EXERCISE PROMPT
Skip the pictures and quote all of the lines exactly.

"""

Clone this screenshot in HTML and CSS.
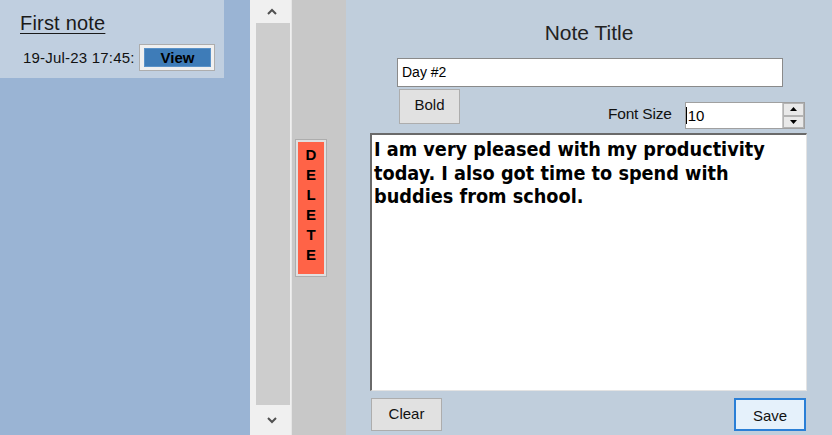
FILE: index.html
```html
<!DOCTYPE html>
<html>
<head>
<meta charset="utf-8">
<link rel="stylesheet" href="styles.css">
</head>
<body>
<div class="app">
  <div class="list">
    <div class="card">
      <div class="card-title">First note</div>
      <div class="card-row">
        <span class="stamp">19-Jul-23 17:45:</span>
        <span class="view-btn"><span class="view-inner">View</span></span>
      </div>
    </div>
  </div>
  <div class="scroll">
    <div class="arrow up"><svg width="10" height="7" viewBox="0 0 10 7"><path d="M1 6 L5 2 L9 6" fill="none" stroke="#505050" stroke-width="2"/></svg></div>
    <div class="thumb"></div>
    <div class="arrow down"><svg width="10" height="7" viewBox="0 0 10 7"><path d="M1 1 L5 5 L9 1" fill="none" stroke="#505050" stroke-width="2"/></svg></div>
  </div>
  <div class="side">
    <div class="delete"><div class="delete-inner"><span>D</span><span>E</span><span>L</span><span>E</span><span>T</span><span>E</span></div></div>
  </div>
  <div class="editor">
    <div class="heading">Note Title</div>
    <div class="title-input">Day #2</div>
    <div class="tools">
      <div class="btn bold-btn">Bold</div>
      <div class="fs-label">Font Size</div>
      <div class="num">
        <div class="num-val"><span class="caret"></span>10</div>
        <div class="spin">
          <div class="spin-btn"><svg width="7" height="4" viewBox="0 0 7 4"><path d="M0 4 L3.5 0 L7 4 Z" fill="#000"/></svg></div>
          <div class="spin-btn"><svg width="7" height="4" viewBox="0 0 7 4"><path d="M0 0 L3.5 4 L7 0 Z" fill="#000"/></svg></div>
        </div>
      </div>
    </div>
    <div class="body-text">I am very pleased with my productivity today. I also got time to spend with buddies from school.</div>
    <div class="actions">
      <div class="btn clear-btn">Clear</div>
      <div class="btn save-btn">Save</div>
    </div>
  </div>
</div>
</body>
</html>
```

FILE: styles.css
```css
* { box-sizing: border-box; }
html, body { margin: 0; padding: 0; }
body {
  width: 832px;
  height: 435px;
  overflow: hidden;
  font-family: "Liberation Sans", Arial, sans-serif;
  color: #000;
}
.app {
  display: flex;
  height: 435px;
}
.list {
  width: 250px;
  background: #9ab4d4;
}
.card {
  width: 224px;
  height: 78px;
  background: #c0cfe0;
  padding: 11px 0 0 20px;
}
.card-title {
  font-size: 20px;
  letter-spacing: 0.2px;
  color: #1a1a1a;
  text-decoration: underline;
  text-decoration-thickness: 1px;
  text-underline-offset: 3px;
  line-height: 24px;
}
.card-row {
  display: flex;
  align-items: center;
  margin-top: 9px;
  margin-left: 3px;
}
.stamp {
  font-size: 15px;
  letter-spacing: 0.2px;
  color: #111;
  width: 116px;
  white-space: nowrap;
}
.view-btn {
  width: 76px;
  height: 27px;
  background: #f0f0f0;
  border: 1px solid #adadad;
  padding: 3px 3px 3px 4px;
  display: flex;
}
.view-inner {
  flex: 1;
  background: #3e7cb8;
  border: 1px solid #5a92c8;
  font-weight: bold;
  font-size: 15px;
  text-align: center;
  line-height: 17px;
  color: #000;
}
.scroll {
  width: 42px;
  background: #f0f0f0;
  display: flex;
  flex-direction: column;
  border-right: 1px solid #e6e6e6;
}
.arrow {
  display: flex;
  justify-content: center;
  align-items: center;
  padding-left: 3px;
}
.arrow.up { height: 23px; }
.arrow.down { height: 30px; }
.thumb {
  flex: 1;
  margin-left: 6px;
  margin-right: 1px;
  background: #cdcdcd;
}
.side {
  width: 54px;
  background: #c8c8c8;
  padding: 139px 0 0 3px;
}
.delete {
  width: 32px;
  height: 138px;
  border: 1px solid #adadad;
  background: #e0e0e0;
  padding: 2px;
}
.delete-inner {
  height: 100%;
  background: #ff6347;
  display: flex;
  flex-direction: column;
  align-items: center;
  padding-top: 3px;
  font-weight: bold;
  font-size: 15px;
  line-height: 20px;
  color: #000;
}
.editor {
  flex: 1;
  background: #c0cedc;
  padding-left: 24px;
}
.heading {
  font-size: 21px;
  color: #222;
  text-align: center;
  margin: 20px 0 0 -24px;
  height: 25px;
  line-height: 25px;
}
.title-input {
  margin: 13px 0 0 27px;
  width: 386px;
  height: 29px;
  background: #fff;
  border: 1px solid #8a8a8a;
  font-size: 14px;
  line-height: 27px;
  padding-left: 4px;
  color: #000;
}
.tools {
  display: flex;
  align-items: flex-start;
  height: 46px;
}
.btn {
  background: #e1e1e1;
  border: 1px solid #adadad;
  font-size: 15px;
  color: #111;
  display: flex;
  justify-content: center;
  align-items: center;
}
.bold-btn {
  margin: 2px 0 0 29px;
  width: 61px;
  height: 35px;
  padding-bottom: 4px;
}
.fs-label {
  margin: 18px 0 0 148px;
  font-size: 15.5px;
  color: #111;
  letter-spacing: -0.2px;
}
.num {
  margin: 15px 0 0 13px;
  width: 120px;
  height: 27px;
  background: #fff;
  border: 1px solid #a0a0a0;
  display: flex;
}
.num-val {
  flex: 1;
  font-size: 15px;
  line-height: 25px;
  display: flex;
  align-items: center;
  color: #000;
}
.caret {
  width: 1px;
  height: 17px;
  background: #000;
  margin-right: 1px;
}
.spin {
  width: 22px;
  display: flex;
  flex-direction: column;
  background: #e6e6e6;
  border-left: 1px solid #c8c8c8;
}
.spin-btn {
  flex: 1;
  display: flex;
  justify-content: center;
  align-items: center;
  background: #e9e9e9;
  border: 1px solid #b4b4b4;
}
.body-text {
  width: 437px;
  height: 258px;
  background: #fff;
  border-top: 2px solid #6a6a6a;
  border-left: 2px solid #6a6a6a;
  border-right: 1px solid #e3e3e3;
  border-bottom: 1px solid #e3e3e3;
  font-family: "DejaVu Sans Condensed", "DejaVu Sans", Verdana, sans-serif;
  font-stretch: condensed;
  font-weight: bold;
  font-size: 19.7px;
  line-height: 23.5px;
  padding: 3px 10px 0 2px;
  color: #000;
}
.actions {
  display: flex;
  justify-content: space-between;
  width: 435px;
  margin: 7px 0 0 1px;
}
.clear-btn {
  width: 71px;
  height: 33px;
  padding-bottom: 3px;
}
.save-btn {
  width: 72px;
  height: 33px;
  background: #e5f1fb;
  border: 2px solid #2a7fd6;
  padding-top: 1px;
}
```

"""

REPLY TO THE EXERCISE
Clone this screenshot in HTML and CSS.
FILE: index.html
```html
<!DOCTYPE html>
<html>
<head>
<meta charset="utf-8">
<link rel="stylesheet" href="styles.css">
</head>
<body>
<div class="app">
  <div class="list">
    <div class="card">
      <div class="card-title">First note</div>
      <div class="card-row">
        <span class="stamp">19-Jul-23 17:45:</span>
        <span class="view-btn"><span class="view-inner">View</span></span>
      </div>
    </div>
  </div>
  <div class="scroll">
    <div class="arrow up"><svg width="10" height="7" viewBox="0 0 10 7"><path d="M1 6 L5 2 L9 6" fill="none" stroke="#505050" stroke-width="2"/></svg></div>
    <div class="thumb"></div>
    <div class="arrow down"><svg width="10" height="7" viewBox="0 0 10 7"><path d="M1 1 L5 5 L9 1" fill="none" stroke="#505050" stroke-width="2"/></svg></div>
  </div>
  <div class="side">
    <div class="delete"><div class="delete-inner"><span>D</span><span>E</span><span>L</span><span>E</span><span>T</span><span>E</span></div></div>
  </div>
  <div class="editor">
    <div class="heading">Note Title</div>
    <div class="title-input">Day #2</div>
    <div class="tools">
      <div class="btn bold-btn">Bold</div>
      <div class="fs-label">Font Size</div>
      <div class="num">
        <div class="num-val"><span class="caret"></span>10</div>
        <div class="spin">
          <div class="spin-btn"><svg width="7" height="4" viewBox="0 0 7 4"><path d="M0 4 L3.5 0 L7 4 Z" fill="#000"/></svg></div>
          <div class="spin-btn"><svg width="7" height="4" viewBox="0 0 7 4"><path d="M0 0 L3.5 4 L7 0 Z" fill="#000"/></svg></div>
        </div>
      </div>
    </div>
    <div class="body-text">I am very pleased with my productivity today. I also got time to spend with buddies from school.</div>
    <div class="actions">
      <div class="btn clear-btn">Clear</div>
      <div class="btn save-btn">Save</div>
    </div>
  </div>
</div>
</body>
</html>
```

FILE: styles.css
```css
* { box-sizing: border-box; }
html, body { margin: 0; padding: 0; }
body {
  width: 832px;
  height: 435px;
  overflow: hidden;
  font-family: "Liberation Sans", Arial, sans-serif;
  color: #000;
}
.app {
  display: flex;
  height: 435px;
}
.list {
  width: 250px;
  background: #9ab4d4;
}
.card {
  width: 224px;
  height: 78px;
  background: #c0cfe0;
  padding: 11px 0 0 20px;
}
.card-title {
  font-size: 20px;
  letter-spacing: 0.2px;
  color: #1a1a1a;
  text-decoration: underline;
  text-decoration-thickness: 1px;
  text-underline-offset: 3px;
  line-height: 24px;
}
.card-row {
  display: flex;
  align-items: center;
  margin-top: 9px;
  margin-left: 3px;
}
.stamp {
  font-size: 15px;
  letter-spacing: 0.2px;
  color: #111;
  width: 116px;
  white-space: nowrap;
}
.view-btn {
  width: 76px;
  height: 27px;
  background: #f0f0f0;
  border: 1px solid #adadad;
  padding: 3px 3px 3px 4px;
  display: flex;
}
.view-inner {
  flex: 1;
  background: #3e7cb8;
  border: 1px solid #5a92c8;
  font-weight: bold;
  font-size: 15px;
  text-align: center;
  line-height: 17px;
  color: #000;
}
.scroll {
  width: 42px;
  background: #f0f0f0;
  display: flex;
  flex-direction: column;
  border-right: 1px solid #e6e6e6;
}
.arrow {
  display: flex;
  justify-content: center;
  align-items: center;
  padding-left: 3px;
}
.arrow.up { height: 23px; }
.arrow.down { height: 30px; }
.thumb {
  flex: 1;
  margin-left: 6px;
  margin-right: 1px;
  background: #cdcdcd;
}
.side {
  width: 54px;
  background: #c8c8c8;
  padding: 139px 0 0 3px;
}
.delete {
  width: 32px;
  height: 138px;
  border: 1px solid #adadad;
  background: #e0e0e0;
  padding: 2px;
}
.delete-inner {
  height: 100%;
  background: #ff6347;
  display: flex;
  flex-direction: column;
  align-items: center;
  padding-top: 3px;
  font-weight: bold;
  font-size: 15px;
  line-height: 20px;
  color: #000;
}
.editor {
  flex: 1;
  background: #c0cedc;
  padding-left: 24px;
}
.heading {
  font-size: 21px;
  color: #222;
  text-align: center;
  margin: 20px 0 0 -24px;
  height: 25px;
  line-height: 25px;
}
.title-input {
  margin: 13px 0 0 27px;
  width: 386px;
  height: 29px;
  background: #fff;
  border: 1px solid #8a8a8a;
  font-size: 14px;
  line-height: 27px;
  padding-left: 4px;
  color: #000;
}
.tools {
  display: flex;
  align-items: flex-start;
  height: 46px;
}
.btn {
  background: #e1e1e1;
  border: 1px solid #adadad;
  font-size: 15px;
  color: #111;
  display: flex;
  justify-content: center;
  align-items: center;
}
.bold-btn {
  margin: 2px 0 0 29px;
  width: 61px;
  height: 35px;
  padding-bottom: 4px;
}
.fs-label {
  margin: 18px 0 0 148px;
  font-size: 15.5px;
  color: #111;
  letter-spacing: -0.2px;
}
.num {
  margin: 15px 0 0 13px;
  width: 120px;
  height: 27px;
  background: #fff;
  border: 1px solid #a0a0a0;
  display: flex;
}
.num-val {
  flex: 1;
  font-size: 15px;
  line-height: 25px;
  display: flex;
  align-items: center;
  color: #000;
}
.caret {
  width: 1px;
  height: 17px;
  background: #000;
  margin-right: 1px;
}
.spin {
  width: 22px;
  display: flex;
  flex-direction: column;
  background: #e6e6e6;
  border-left: 1px solid #c8c8c8;
}
.spin-btn {
  flex: 1;
  display: flex;
  justify-content: center;
  align-items: center;
  background: #e9e9e9;
  border: 1px solid #b4b4b4;
}
.body-text {
  width: 437px;
  height: 258px;
  background: #fff;
  border-top: 2px solid #6a6a6a;
  border-left: 2px solid #6a6a6a;
  border-right: 1px solid #e3e3e3;
  border-bottom: 1px solid #e3e3e3;
  font-family: "DejaVu Sans Condensed", "DejaVu Sans", Verdana, sans-serif;
  font-stretch: condensed;
  font-weight: bold;
  font-size: 19.7px;
  line-height: 23.5px;
  padding: 3px 10px 0 2px;
  color: #000;
}
.actions {
  display: flex;
  justify-content: space-between;
  width: 435px;
  margin: 7px 0 0 1px;
}
.clear-btn {
  width: 71px;
  height: 33px;
  padding-bottom: 3px;
}
.save-btn {
  width: 72px;
  height: 33px;
  background: #e5f1fb;
  border: 2px solid #2a7fd6;
  padding-top: 1px;
}
```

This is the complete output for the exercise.